U.S. Manufacturing Employment Contracts In January; Trade Gap Narrows
The employment backdrop in the U.S. in February remained generally favorable, but the downward trend in manufacturing continued.
The Labor Department said Friday that nonfarm payrolls grew by 97,000 last month, pretty much in line with what economists were expecting. The nation's unemployment rate fell to 4.5 percent from 4.6 percent, and payrolls were revised higher in both January and December.
The scene within manufacturing wasn't as encouraging. Manufacturing employment fell by 14,000, with job losses in wood products (-4,000), semiconductors and electronic components (-3,000), and textile mills (-3,000). Machinery added 5,000 jobs in February.In mining, employment rose by 4,000.

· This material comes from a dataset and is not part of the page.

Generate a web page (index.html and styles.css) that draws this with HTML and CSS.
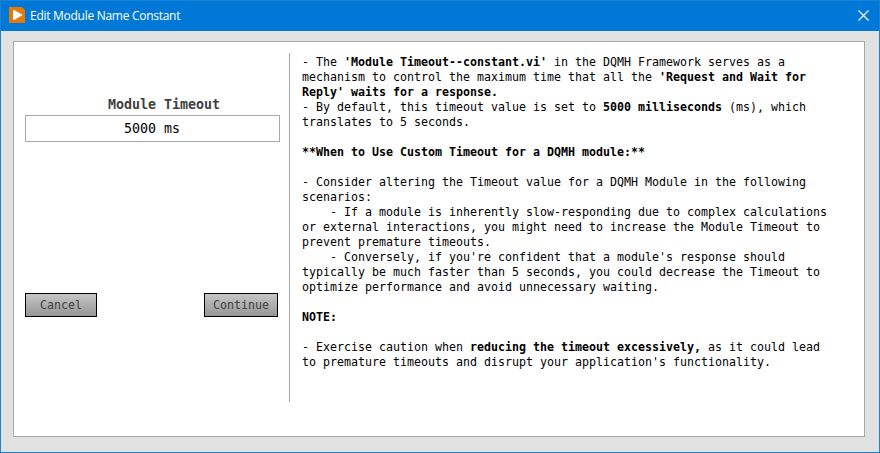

In the goods-producing sector, construction employment fell by 62,000 in February after posting a gain of 28,000 in January. The government said unusually severe winter weather conditions in some areas of the country in February likely contributed to job losses in the industry. Employment declined in both residential (-21,000) and nonresidential (-25,000) specialty trades, and heavy construction lost 10,000 jobs. Employment in residential specialty trades has been declining since February 2006.
Service-sector employment, however, increased by 168,000.
Average hourly earnings rose by 6 cents, or 0.4 percent, to $17.16, a 4.1-percent increase from a year earlier.
Separately, the Commerce Department said the trade deficit was reined in a bit in January, with exports hitting an an all-time high and imports dropping.
Commerce said the deficit fell to $59.1 billion, down 3.8 percent from December's $61.5 billion. The U.S deficit with China, however, rose by 12 percent, to $21.3 billion.